The Possession

Ole Bornedal

BY Scott A. GrayPublished Aug 31, 2012

For all the supernatural horror flicks "based on a true story," it's lazy that more storytellers don't cast a critical eye on the claims of the often emotionally distraught victims. Unfortunately, The Possession is no different, content to traffic in cheap tension tactics and sensationalised religious superstition at the expense of any incisive comment on the potentially reality-distorting emotions of a family crumbling.

Jeffery Dean Morgan (The Watchmen) does what he can to fight through the logic-defying horror movie clichés as Clyde Brenek, college basketball coach and father of two young girls. Director Ole Bornedal lays out some obvious themes early ― when Clyde picks up the girls from his shrew of an ex-wife (Kyra Sedgwick, The Closer), her new beau makes a fuss over tracking germs into the house. Later, arriving at his new house, Clyde comments excitedly on his new digs' proximity to woodland critters. We get it: something is going to happen due to carelessness and misplaced fascination.

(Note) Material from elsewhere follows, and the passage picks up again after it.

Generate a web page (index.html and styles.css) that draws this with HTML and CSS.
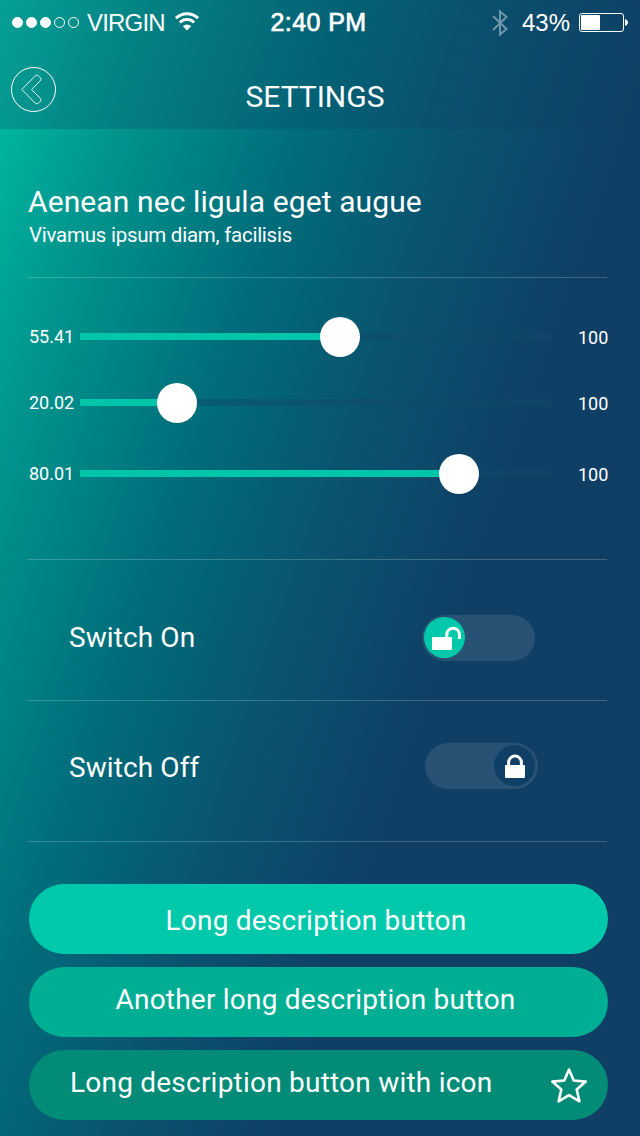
FILE: index.html
```html
<!DOCTYPE html>
<html lang="en">

<head>
  <meta charset="UTF-8">
  <title>Settings</title>
  <link rel="stylesheet" href="styles.css">
</head>

<body>
  <header class="header">
    <div class="status-bar">
      <div class="status-left">
        <div class="signal">
          <i class="dot full"></i>
          <i class="dot full"></i>
          <i class="dot full"></i>
          <i class="dot"></i>
          <i class="dot"></i>
        </div>
        <span class="carrier">VIRGIN</span>
        <svg class="wifi" width="24" height="19" viewBox="0 0 24 19">
          <path d="M1 6.2a15.6 15.6 0 0 1 22 0" fill="none" stroke="#fff" stroke-width="3"/>
          <path d="M4.9 10.4a10 10 0 0 1 14.2 0" fill="none" stroke="#fff" stroke-width="2.8"/>
          <path d="M12 18.5l-4.1-4.3a5.8 5.8 0 0 1 8.2 0z" fill="#fff"/>
        </svg>
      </div>
      <span class="time">2:40 PM</span>
      <div class="status-right">
        <svg class="bluetooth" width="16" height="28" viewBox="0 0 16 28">
          <path d="M1 7l13.500 13L8 25.500V2.500l6.500 5.500L1 21" fill="none" stroke="#fff" stroke-width="2"/>
        </svg>
        <span class="percent">43%</span>
        <svg class="battery" width="49" height="20" viewBox="0 0 49 20">
          <rect x=".5" y=".5" width="44" height="18" rx="2.5" fill="none" stroke="#fff"/>
          <rect x="2" y="2" width="19" height="15" rx="1" fill="#fff"/>
          <path d="M46 6.2c1.6 0 3 1.400 3 3.300s-1.400 3.300-3 3.300z" fill="#fff"/>
        </svg>
      </div>
    </div>

    <div class="nav-bar">
      <a class="back" href="#" aria-label="Back">
        <svg width="46" height="46" viewBox="0 0 46 46" fill="none" stroke="#fff">
          <circle cx="23.500" cy="22.500" r="22"/>
          <path d="M11.800 22.500L25.400 8.700q1.400-1.300 2.900 0l2 2q1.400 1.500 0 3L21.500 22.500l8.800 8.800q1.400 1.500 0 3l-2 2q-1.500 1.300-2.900 0z" stroke-width=".9"/>
        </svg>
      </a>
      <h1>SETTINGS</h1>
    </div>
  </header>

  <main>
    <section class="intro">
      <h2>Aenean nec ligula eget augue</h2>
      <p>Vivamus ipsum diam, facilisis</p>
    </section>

    <section class="sliders">
      <div class="slider">
        <span class="value">55.41</span>
        <div class="track">
          <div class="fill" style="width: 55.2%"></div>
        </div>
        <span class="max">100</span>
      </div>
      <div class="slider">
        <span class="value">20.02</span>
        <div class="track">
          <div class="fill" style="width: 20.6%"></div>
        </div>
        <span class="max">100</span>
      </div>
      <div class="slider last">
        <span class="value">80.01</span>
        <div class="track">
          <div class="fill" style="width: 80.5%"></div>
        </div>
        <span class="max">100</span>
      </div>
    </section>

    <section class="option option-on">
      <span class="label">Switch On</span>
      <div class="switch on">
        <div class="knob">
          <svg width="41" height="41" viewBox="0 0 41 41">
            <rect x="8" y="20" width="20" height="13" rx="1" fill="#fff"/>
            <path d="M22.800 20.500v-3a6.300 6.300 0 0 1 12.600 0v4.500" fill="none" stroke="#fff" stroke-width="3"/>
          </svg>
        </div>
      </div>
    </section>

    <section class="option option-off">
      <span class="label">Switch Off</span>
      <div class="switch off">
        <div class="knob">
          <svg width="41" height="41" viewBox="0 0 41 41">
            <rect x="11" y="20" width="20" height="13" rx="1" fill="#fff"/>
            <path d="M14.600 20.500v-3a6.400 6.400 0 0 1 12.800 0v3" fill="none" stroke="#fff" stroke-width="3"/>
          </svg>
        </div>
      </div>
    </section>

    <section class="buttons">
      <button class="btn btn-first">Long description button</button>
      <button class="btn btn-second">Another long description button</button>
      <button class="btn btn-third">
        <span>Long description button with icon</span>
        <svg width="38" height="36" viewBox="0 0 38 36">
          <path d="M19 2.500l4.700 11 12 1.100-9 7.900 2.700 11.800L19 28.200 8.600 34.300l2.700-11.800-9-7.900 12-1.100z" fill="none" stroke="#fff" stroke-width="2.600" stroke-linejoin="round"/>
        </svg>
      </button>
    </section>
  </main>
</body>

</html>
```
FILE: styles.css
```css
* {
  box-sizing: border-box;
}

body {
  margin: 0;
  width: 640px;
  height: 1136px;
  overflow: hidden;
  font-family: Roboto, sans-serif;
  color: #fff;
  background: linear-gradient(109deg, #00c1a6 0%, #00968e 15%, #006e7b 33%, #095570 48%, #0f3f65 65%);
}

h1, h2, p {
  margin: 0;
  font-weight: 400;
}

/* Header */
.header {
  height: 129px;
  background: rgba(15, 62, 101, .25);
}

.status-bar {
  display: grid;
  grid-template-columns: 1fr auto 1fr;
  align-items: center;
  height: 45px;
  padding: 0 12px;
  font-family: "Liberation Sans", Arial, sans-serif;
  font-size: 24px;
}

.status-left,
.status-right,
.signal {
  display: flex;
  align-items: center;
}

.signal {
  gap: 3px;
}

.dot {
  width: 11px;
  height: 11px;
  border: 1px solid #fff;
  border-radius: 50%;
}

.dot.full {
  background: #fff;
}

.carrier {
  margin-left: 8px;
  letter-spacing: -.8px;
}

.wifi {
  margin-left: 10px;
  margin-bottom: 2px;
}

.time {
  padding-right: 3px;
  font-size: 25px;
  letter-spacing: .4px;
  -webkit-text-stroke: .7px #fff;
}

.status-right {
  justify-content: flex-end;
}

.bluetooth {
  opacity: .4;
}

.percent {
  margin: 0 9px 0 14px;
}

.nav-bar {
  display: grid;
  grid-template-columns: 46px 1fr 46px;
  height: 84px;
  padding: 22px 20px 0 10px;
}

.back {
  height: 46px;
}

.back svg {
  display: block;
}

h1 {
  padding-top: 12px;
  font-size: 30px;
  line-height: 36px;
  text-align: center;
}

/* Sections */
.intro,
.sliders,
.option {
  margin: 0 33px 0 27px;
  border-bottom: 1px solid rgba(255, 255, 255, .2);
}

.intro {
  height: 149px;
  padding: 54px 0 0 1px;
}

.intro h2 {
  font-size: 30px;
  line-height: 38px;
  letter-spacing: .1px;
}

.intro p {
  padding-left: 1px;
  font-size: 20.5px;
  line-height: 28px;
  letter-spacing: -.25px;
}

.sliders {
  height: 282px;
  padding-top: 39px;
}

.slider {
  display: flex;
  align-items: center;
  height: 40px;
  margin-bottom: 26px;
  padding-left: 2px;
  font-size: 18px;
}

.slider.last {
  margin-top: 31px;
}

.value {
  flex: none;
  width: 51px;
  padding-bottom: 2px;
}

.track {
  flex: none;
  width: 471px;
  height: 7px;
  margin-bottom: 1px;
  background: rgba(16, 74, 106, .5);
}

.fill {
  position: relative;
  height: 7px;
  background: #00c6a9;
}

.fill::after {
  content: "";
  position: absolute;
  top: -16px;
  right: -20px;
  width: 40px;
  height: 40px;
  border-radius: 50%;
  background: #fff;
  box-shadow: 0 1px 1px rgba(0, 0, 0, .1);
}

.max {
  flex: none;
  padding-left: 27px;
}

.option {
  display: flex;
  justify-content: space-between;
  height: 141px;
  padding-left: 42px;
}

.label {
  font-size: 28px;
  line-height: 34px;
  letter-spacing: .1px;
}

.option-on {
  padding-top: 55px;
  padding-right: 72px;
}

.option-off {
  padding-top: 42px;
  padding-right: 69px;
}

.option-on .label {
  padding-top: 6px;
}

.option-off .label {
  padding-top: 8px;
}

.switch {
  display: flex;
  width: 113px;
  height: 46px;
  padding: 2px;
  border-radius: 23px;
  background: rgba(255, 255, 255, .1);
}

.switch.off {
  justify-content: flex-end;
  padding-right: 3px;
}

.knob {
  width: 41px;
  height: 41px;
  border-radius: 50%;
  background: #0f3f65;
}

.switch.on .knob {
  background: #00c9ab;
}

/* Buttons */
.buttons {
  display: flex;
  flex-direction: column;
  gap: 13px;
  padding: 42px 32px 0 29px;
}

.btn {
  height: 70px;
  padding: 0;
  border: none;
  border-radius: 35px;
  color: #fff;
  font-family: inherit;
  font-size: 28px;
  letter-spacing: .22px;
}

.btn-first {
  padding: 2px 5px 0 0;
  background: #00c9ab;
}

.btn-second {
  padding: 0 6px 6px 0;
  background: #00ae93;
}

.btn-third {
  display: flex;
  align-items: center;
  justify-content: space-between;
  padding: 0 20px 0 41px;
  background: #028b76;
}

.btn-third span {
  padding-bottom: 6px;
}
```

Then there's that creepy wooden box with hidden latches and spooky Polish writing on it. It talks and gives old ladies violent, bone-contorting strokes. So, naturally, Clyde's youngest daughter, Em (Natasha Calis), convinces him to buy it for her at a yard sale.

The rest of the movie is a lot of Bornedal aiming for arty and coming up with cheese. Every time something ostensibly spooky happens, he pulls the same trick: swell into a cacophony of sound, abruptly pull the sound faders down to zero, then cue a single minor key piano chord and an aerial shot of the city. Every. Bloody. Time.

His attempts to create a sense of detachment through minimal ambient sound and camerawork that's forever sliding low and wide, when not cutting for cheap, ineffectual scares, give the film some sense of style, but do nothing to compensate for the level of ostrich-headed ignorance displayed by each character.

How do two parents, a rabbi and a full hospital staff not get suspicious of a mystery ring turning a little girl's hand silver when they'll go so far as to cram her in an MRI machine? That's not the set up for a bad joke, but this movie is.